How easily heat passes from the various sources to the ambient will determine the temperature rise at the sources and all points in between. Heat flow paths are complex and three-dimensional, carrying portions of the heat with varying degrees of ease. Paths that carry a lot of heat but offer large resistances to that heat flow represent bottlenecks. A redesign can relieve these bottlenecks, permitting heat to pass to the ambient more easily and reducing temperature rises along the heat flow path all the way back to the heat source. In addition, there may be unrealized opportunities to introduce new heat flow paths that would permit heat to pass to colder areas and out to the ambient. So a redesign informed by the right information can do more than alleviate bottlenecks; it can also introduce thermal “shortcuts” to bypass them.
Sans a way to identify such thermal bottlenecks and shortcut opportunities within a design, PCB design teams have faced a stark choice. Either bring in thermal experts to resolve thermal problems, or rely on being able to add heat sinks later. Lacking direction from the simulation results as to appropriate remedial action, thermal engineers have traditionally relied on experience and engineering judgment to guide their search for design improvements. Today their work is often supplemented by design of experiments and automatic design optimization capabilities within the thermal simulator. Such approaches take time.
An innovative way to view the thermal behavior of a populated PCB uses two new 3D thermal quantities aptly known as the BottleNeck (Bn) Number and the ShortCut (Sc) Number that, taken together, guide designers to take appropriate, targeted remedial action to address thermal problems as they are encountered.

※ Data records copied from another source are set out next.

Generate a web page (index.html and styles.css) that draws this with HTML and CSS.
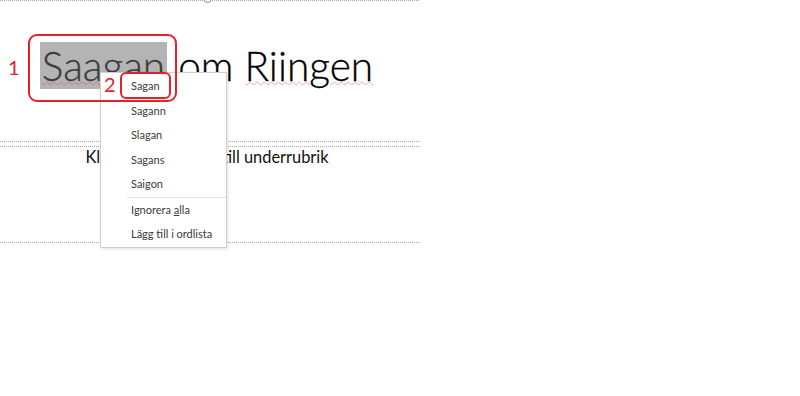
FILE: index.html
```html
<!DOCTYPE html>
<html lang="sv">
<head>
  <meta charset="UTF-8" />
  <title>Stavningskontroll</title>
  <link rel="stylesheet" href="styles.css">
</head>
<body>
  <div class="slide">
    <div class="rotate-handle"></div>

    <div class="placeholder title-box">
      <h1 class="title"><span class="selected typo">Saagan</span> om <span class="typo">Riingen</span></h1>
    </div>

    <div class="placeholder sub-box">
      <p class="subtitle">Klicka för att lägga till underrubrik</p>
    </div>

    <ul class="context-menu">
      <li>Sagan</li>
      <li>Sagann</li>
      <li>Slagan</li>
      <li>Sagans</li>
      <li>Saigon</li>
      <li class="sep"></li>
      <li>Ignorera <u>a</u>lla</li>
      <li>Lägg till i ordlista</li>
    </ul>

    <div class="mark mark-1"></div>
    <span class="mark-label label-1">1</span>
    <div class="mark mark-2"></div>
    <span class="mark-label label-2">2</span>
  </div>
</body>
</html>
```

FILE: styles.css
```css
:root {
  --line: #a8a8a8;
  --red: #e5222c;
  --menu-text: #3a3a3a;
  --font: 'Lato', 'Open Sans', sans-serif;
}

body {
  margin: 0;
  background: #fff;
  font-family: var(--font);
  width: 800px;
  height: 396px;
  overflow: hidden;
}

.slide {
  position: relative;
  width: 419px;
}

.rotate-handle {
  position: absolute;
  left: 203px;
  top: -6px;
  width: 7px;
  height: 7px;
  border: 1px solid #8a8a8a;
  border-radius: 50%;
  background: #fff;
}

.placeholder {
  border-top: 1px dotted var(--line);
  border-bottom: 1px dotted var(--line);
  box-sizing: border-box;
}

.title-box {
  height: 142px;
  padding-top: 41px;
}

.sub-box {
  margin-top: 4px;
  height: 97px;
  padding-top: 0;
}

.title {
  margin: 0;
  padding-right: 6px;
  font-weight: 300;
  font-size: 40.6px;
  line-height: 47px;
  text-align: center;
  color: #000;
  -webkit-text-stroke: 0.3px #000;
}

.selected {
  display: inline-block;
  background: #b4b4b4;
  color: #3c3c3c;
  -webkit-text-stroke: 0.3px #3c3c3c;
  padding: 0 2px;
  height: 47px;
}

.typo {
  text-decoration: underline wavy rgba(230, 50, 50, 0.4);
  text-decoration-thickness: 1px;
  text-underline-offset: 0;
}

.subtitle {
  margin: 0;
  padding-right: 5px;
  text-align: center;
  font-size: 16.4px;
  line-height: 20px;
  color: #111;
}

.context-menu {
  position: absolute;
  left: 100px;
  top: 72px;
  width: 125px;
  margin: 0;
  padding: 1px 0 0;
  list-style: none;
  background: #fff;
  border: 1px solid #cfcfcf;
  box-shadow: 1px 1px 3px rgba(0, 0, 0, 0.12);
  font-size: 11px;
  color: var(--menu-text);
}

.context-menu li {
  height: 24.5px;
  line-height: 24.5px;
  padding-left: 30px;
}

.context-menu .sep {
  height: 1px;
  margin-left: 26px;
  padding: 0;
  background: #e2e2e2;
}

.mark {
  position: absolute;
  border: 2px solid var(--red);
  box-sizing: border-box;
}

.mark-1 {
  left: 28px;
  top: 34px;
  width: 149px;
  height: 68px;
  border-radius: 9px;
}

.mark-2 {
  left: 120px;
  top: 72px;
  width: 51px;
  height: 27px;
  border-radius: 6px;
}

.mark-label {
  position: absolute;
  color: var(--red);
  font-size: 20px;
  line-height: 20px;
}

.label-1 {
  left: 8px;
  top: 57px;
}

.label-2 {
  left: 104px;
  top: 74px;
}
```
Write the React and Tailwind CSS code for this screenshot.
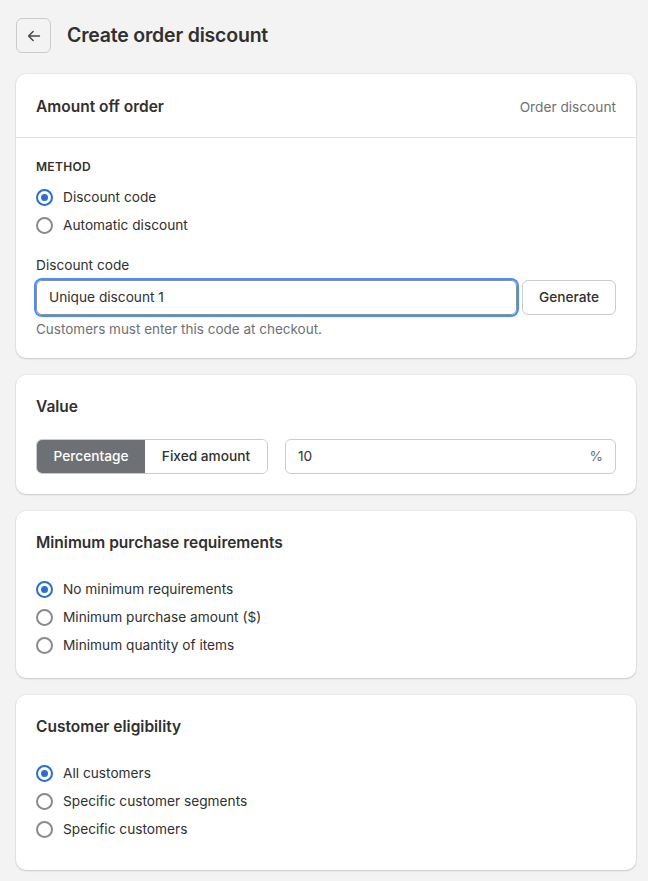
import { useState } from 'react';

function Radio({ label, checked, onChange }) {
  return (
    <label className="flex h-7 cursor-pointer items-center gap-[10px]" onClick={onChange}>
      <span
        className={
          'flex h-[17px] w-[17px] items-center justify-center rounded-full border-2 bg-white ' +
          (checked ? 'border-[#2c6ecb]' : 'border-[#8a8a8a]')
        }
      >
        {checked && <span className="h-[7px] w-[7px] rounded-full bg-[#2c6ecb]" />}
      </span>
      <span className="text-[13.7px] text-[#303030]">{label}</span>
    </label>
  );
}

function RadioGroup({ options, value, onChange }) {
  return (
    <div className="flex flex-col">
      {options.map((o) => (
        <Radio key={o} label={o} checked={value === o} onChange={() => onChange(o)} />
      ))}
    </div>
  );
}

function Card({ children, className = '' }) {
  return (
    <section className={'rounded-[10px] bg-white shadow-[0_1px_2px_rgba(0,0,0,0.15),0_0_0_1px_rgba(0,0,0,0.03)] ' + className}>
      {children}
    </section>
  );
}

export default function App() {
  const [method, setMethod] = useState('Discount code');
  const [type, setType] = useState('Percentage');
  const [minReq, setMinReq] = useState('No minimum requirements');
  const [elig, setElig] = useState('All customers');

  return (
    <div className="min-h-screen bg-[#f3f3f3] pt-[18px] pr-3 pb-4 pl-4 font-['Inter',sans-serif] text-[#303030]">
      <div className="flex items-center gap-4">
        <button
          type="button"
          className="flex h-[35px] w-[35px] items-center justify-center rounded-md border border-[#c9cccf] text-[#4a4a4a]"
        >
          <svg width="18" height="18" viewBox="0 0 20 20" fill="none" stroke="currentColor" strokeWidth="1.7" strokeLinecap="round" strokeLinejoin="round">
            <path d="M16 10H4M9 5l-5 5 5 5" />
          </svg>
        </button>
        <h1 className="text-[19.5px] font-semibold tracking-[-0.2px]">Create order discount</h1>
      </div>

      <div className="mt-[21px] flex flex-col gap-[17px]">
        <Card>
          <div className="flex h-16 items-center justify-between border-b border-[#e3e3e3] px-5 pt-[3px]">
            <h2 className="text-[15.5px] font-semibold">Amount off order</h2>
            <span className="text-[13.7px] text-[#6d7175]">Order discount</span>
          </div>
          <div className="px-5 pt-5 pb-[19px]">
            <div className="text-[12px] leading-[18px] font-semibold tracking-[0.3px]">METHOD</div>
            <div className="mt-[7px]">
              <RadioGroup options={['Discount code', 'Automatic discount']} value={method} onChange={setMethod} />
            </div>
            <div className="mt-4 text-[13.7px] leading-5">Discount code</div>
            <div className="mt-[5px] flex gap-[5px]">
              <div className="flex h-[35px] flex-1 items-center rounded-[6px] border border-[#8c9196] px-3 text-[13.7px] ring-2 ring-[#458fff]">
                Unique discount 1
              </div>
              <button
                type="button"
                className="h-[35px] w-[94px] rounded-[6px] border border-[#c9cccf] bg-white text-[13.7px] font-medium"
              >
                Generate
              </button>
            </div>
            <p className="mt-1 text-[13.5px] leading-5 text-[#6d7175]">Customers must enter this code at checkout.</p>
          </div>
        </Card>

        <Card className="px-5 pt-5 pb-5">
          <h2 className="text-[15.5px] leading-6 font-semibold">Value</h2>
          <div className="mt-5 flex gap-[17px]">
            <div className="flex h-[35px] overflow-hidden rounded-[6px] border border-[#c9cccf]">
              {['Percentage', 'Fixed amount'].map((t) => (
                <button
                  key={t}
                  type="button"
                  onClick={() => setType(t)}
                  className={
                    'h-full text-[13.7px] font-medium ' +
                    (t === 'Percentage' ? 'w-[108px] ' : 'w-[122px] ') +
                    (type === t ? 'bg-[#6d7175] text-white' : 'bg-white text-[#303030]')
                  }
                >
                  {t}
                </button>
              ))}
            </div>
            <div className="flex h-[35px] flex-1 items-center justify-between rounded-[6px] border border-[#c9cccf] px-3 text-[13.7px]">
              <span>10</span>
              <span className="text-[#6d7175]">%</span>
            </div>
          </div>
        </Card>

        <Card className="px-5 pt-5 pb-[19px]">
          <h2 className="text-[15.5px] leading-6 font-semibold">Minimum purchase requirements</h2>
          <div className="mt-5">
            <RadioGroup
              options={['No minimum requirements', 'Minimum purchase amount ($)', 'Minimum quantity of items']}
              value={minReq}
              onChange={setMinReq}
            />
          </div>
        </Card>

        <Card className="px-5 pt-5 pb-[27px]">
          <h2 className="text-[15.5px] leading-6 font-semibold">Customer eligibility</h2>
          <div className="mt-5">
            <RadioGroup
              options={['All customers', 'Specific customer segments', 'Specific customers']}
              value={elig}
              onChange={setElig}
            />
          </div>
        </Card>
      </div>
    </div>
  );
}
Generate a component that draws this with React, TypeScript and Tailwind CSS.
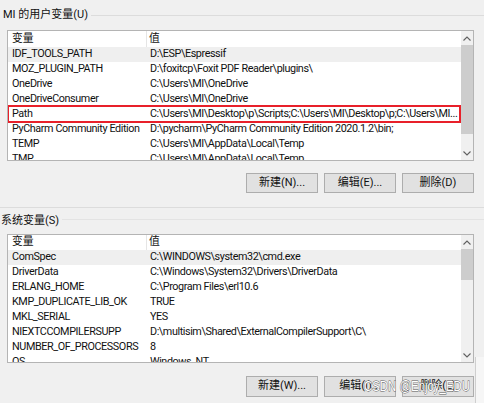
import React from "react";

type Row = [string, string];

const userVars: Row[] = [
  ["IDF_TOOLS_PATH", "D:\\ESP\\Espressif"],
  ["MOZ_PLUGIN_PATH", "D:\\foxitcp\\Foxit PDF Reader\\plugins\\"],
  ["OneDrive", "C:\\Users\\MI\\OneDrive"],
  ["OneDriveConsumer", "C:\\Users\\MI\\OneDrive"],
  ["Path", "C:\\Users\\MI\\Desktop\\p\\Scripts;C:\\Users\\MI\\Desktop\\p;C:\\Users\\MI..."],
  ["PyCharm Community Edition", "D:\\pycharm\\PyCharm Community Edition 2020.1.2\\bin;"],
  ["TEMP", "C:\\Users\\MI\\AppData\\Local\\Temp"],
  ["TMP", "C:\\Users\\MI\\AppData\\Local\\Temp"],
];

const sysVars: Row[] = [
  ["ComSpec", "C:\\WINDOWS\\system32\\cmd.exe"],
  ["DriverData", "C:\\Windows\\System32\\Drivers\\DriverData"],
  ["ERLANG_HOME", "C:\\Program Files\\erl10.6"],
  ["KMP_DUPLICATE_LIB_OK", "TRUE"],
  ["MKL_SERIAL", "YES"],
  ["NIEXTCCOMPILERSUPP", "D:\\multisim\\Shared\\ExternalCompilerSupport\\C\\"],
  ["NUMBER_OF_PROCESSORS", "8"],
  ["OS", "Windows_NT"],
];

const font = "font-['Roboto','Noto_Sans_CJK_SC',sans-serif]";

function Chevron({ up }: { up?: boolean }) {
  return (
    <svg width="8" height="5" viewBox="0 0 8 5" className="block">
      <path
        d={up ? "M0.5 4.5 L4 1 L7.5 4.5" : "M0.5 0.5 L4 4 L7.5 0.5"}
        fill="none"
        stroke="#606060"
        strokeWidth="1.1"
      />
    </svg>
  );
}

function VarList({
  rows,
  height,
  headerH,
  thumbH,
  marked,
}: {
  rows: Row[];
  height: number;
  headerH: string;
  thumbH: string;
  marked?: number;
}) {
  return (
    <div
      className="ml-[7px] w-[467px] flex border border-[#b4b4b4] bg-white overflow-hidden"
      style={{ height }}
    >
      <div className="w-[453px] flex flex-col text-[10.8px] text-[#111]">
        <div className={`${headerH} flex shrink-0`}>
          <div className="w-[139px] pl-[4px] flex items-center border-r border-[#e5e5e5]">变量</div>
          <div className="pl-[2px] flex items-center">值</div>
        </div>
        {rows.map(([name, value], i) => (
          <div
            key={name}
            className={`relative h-[15px] shrink-0 flex items-center whitespace-nowrap ${
              i === 0 ? "bg-[#efefef]" : ""
            }`}
          >
            <div className="w-[139px] shrink-0 pl-[4px] tracking-[-0.4px]">{name}</div>
            <div className="pl-[3px] tracking-[-0.42px]">{value}</div>
            {i === marked && (
              <div className="absolute left-[-1px] right-0 top-[-2px] bottom-[-1px] border-2 border-[#e8202a]" />
            )}
          </div>
        ))}
      </div>
      <div className="w-[12px] flex flex-col bg-[#f0f0f0]">
        <div className="h-[14px] flex items-center justify-center">
          <Chevron up />
        </div>
        <div className="flex-1">
          <div className={`${thumbH} bg-[#cdcdcd]`} />
        </div>
        <div className="h-[13px] flex items-center justify-center">
          <Chevron />
        </div>
      </div>
    </div>
  );
}

function Buttons({ labels, h }: { labels: string[]; h: string }) {
  return (
    <div className="flex justify-end gap-[6px] pr-[10px]">
      {labels.map((l) => (
        <div
          key={l}
          className={`w-[72px] ${h} flex items-center justify-center bg-[#e1e1e1] border border-[#adadad] text-[11px] text-[#111]`}
        >
          {l}
        </div>
      ))}
    </div>
  );
}

function GroupTitle({ text, h }: { text: string; h: string }) {
  return (
    <div className={`${h} flex items-center pl-[3px]`}>
      <span className="text-[11px] text-[#111]">{text}</span>
      <div className="flex-1 h-px bg-[#dcdcdc] ml-[3px] mt-[1px]" />
    </div>
  );
}

export default function App() {
  return (
    <div className={`${font} relative w-[484px] h-[403px] bg-[#f0f0f0] overflow-hidden`}>
      <GroupTitle text="MI 的用户变量(U)" h="h-[30px]" />
      <VarList rows={userVars} height={131} headerH="h-[16px]" thumbH="h-[89px]" marked={4} />
      <div className="mt-[12px]">
        <Buttons labels={["新建(N)...", "编辑(E)...", "删除(D)"]} h="h-[20px]" />
      </div>
      <div className="mt-[14px] h-px bg-[#dcdcdc]" />
      <div className="h-[26px] flex items-center">
        <span className="pl-[1px] text-[11px] text-[#111]">系统变量(S)</span>
        <div className="flex-1 h-px bg-[#e3e3e3] ml-[3px] mb-[4px]" />
      </div>
      <VarList rows={sysVars} height={129} headerH="h-[15px]" thumbH="h-[31px]" />
      <div className="mt-[13px]">
        <Buttons labels={["新建(W)...", "编辑(I)...", "删除(L)"]} h="h-[21px]" />
      </div>

      {/* edge of the window behind */}
      <div className="absolute left-[475px] top-[357px] bottom-0 right-0 border-l border-[#cfcfcf] bg-[#f6f6f6]" />

      {/* watermark */}
      <div className="absolute left-[364px] top-[377px] origin-left scale-x-[0.76] text-[15px] leading-[18px] text-white [-webkit-text-stroke:0.9px_#5a5a5a] [paint-order:stroke_fill] font-['Liberation_Sans',sans-serif] whitespace-nowrap">
        CSDN @Enjoy_EDU
      </div>
    </div>
  );
}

Vectors, Bottlenecks and Shortcuts
Heat flow can be defined in terms of a heat flow through a given cross-sectional area. This measure is known as a heat flux. The presence of a heat flux vector will always be accompanied by a temperature gradient vector. The temperature gradient field is taken to be an indicator of conductive thermal resistance as, for a given heat flux, the greater the temperature gradient is, the larger the thermal resistance will be.
The dimensionalized Bn number is the dot product of these two vector quantities. At each point in space (Figure 1) where there exists a heat flux vector and temperature gradient vector, the Bn scalar at that point is calculated as:
Bn = Heat flux magnitude × Temperature gradient magnitude × sting bottlenecks.
This is not always true, of course, especially for multiple heat sources (as found on almost every PCB) where heat flow topologies for widely separated components can be quite independent of each other.
To illustrate how this process works in practice, consider a typical air-cooled PCB (Figure 2). The central BGA has highest temperature rise above specification, followed by the two TO-263s above and to the right.
Though it depicts the same PCB, Figure 3 is not the same kind of thermal view as Figure 2. Instead, it shows the Sc number distribution mapped at a point just above the tops of the packages on the board. Although in Figure 3 the largest Sc numbers are associated with the hottest component, this is not always the case. A component might be hot due to the temperature of the surrounding air, rather than its own internal power dissipation. In the case of this centrally located BGA, the large Sc values on its top surface indicate relatively efficient convective heat transfer locally. Therefore, the obvious remedial design action is to add a heat sink. The heat sink acts as an area extender, making it even easier for heat to leave the top of the component and to be carried away by the air. Introducing this design change reduces the BGA’s junction temperature rise by 70%, taking it well below its maximum safe operating limit. With the BGA running thermally compliant, let’s turn our attention to the TO-263 components.
Figure 4 is a Bn plot depicting the Bn distribution in the top signal layer of the PCB. We can see that, after adding the BGA heat sink, the largest thermal bottlenecks exist near the tabs of the two TO-263 devices. Recall that large Bn values do not mean this is the hottest area. Instead, the Bn figures and the plot reveal areas in which a lot of heat flows “downstream” from the heat source, and is highly restricted. Knowing exactly where the bottleneck is, a large copper pad can be added to cover that high bottleneck area, providing a targeted solution to a specifically identified problem. That is effective, efficient engineering.
Having made this modification, best practice methods call for an updated thermal simulation and inspection of the new Bn and Sc distributions. Figure 5 shows Sc on a cross-section through one of the two TO-263s after the addition of the copper pad. The expanded inset view shows large Sc values on the signal layer and the power and ground planes below the new copper pad and TO-263 tabs, indicating a shortcut opportunity between these layers. This agrees with a designer’s intuition, since heat spreads readily in the metallic layers of the PCB, while the dielectric’s low thermal conductivity acts as an effective barrier to heat transfer. Adding thermal vias to create a new heat transfer path down to the buried ground plane is an excellent, practical way to take advantage of this shortcut opportunity. Note that the Sc field pinpoints exactly where the thermal vias should be added for maximum effect.
By examining the Bn and Sc variations in and around the TO-263, the exact shape of the copper pad and the location of an array of thermal vias (shown schematically in Figure 6) can be determined quickly, without resorting to numerous “what if” studies. In this case, adding the pad and vias yielded a 30% drop in the temperature rise of the TO-263 devices, again taking them below their maximum rated temperatures.
The Bn and Sc fields together provide invaluable insight and comprehension about temperature distribution and behavior in an electronics system. By detecting and mapping both thermal constrictions (bottlenecks) and potential shortcuts for more efficient heat transfer, these parameters enable engineers to quickly determine the most promising thermal design changes – those most likely to provide the most efficient, effective results – without years of thermal experience and intuition.
In the example, three Bn- and Sc-inspired thermal design changes were identified quickly, and the resulting “fixes” dramatically reduced the temperature of the three overheating components discovered in the initial simulation. It is an approach that delivers important gains in simulation productivity. Rather than simulating all possible remedial actions for thermal problems and choosing the best one, engineers can see immediately where they need to focus their thermal design effort.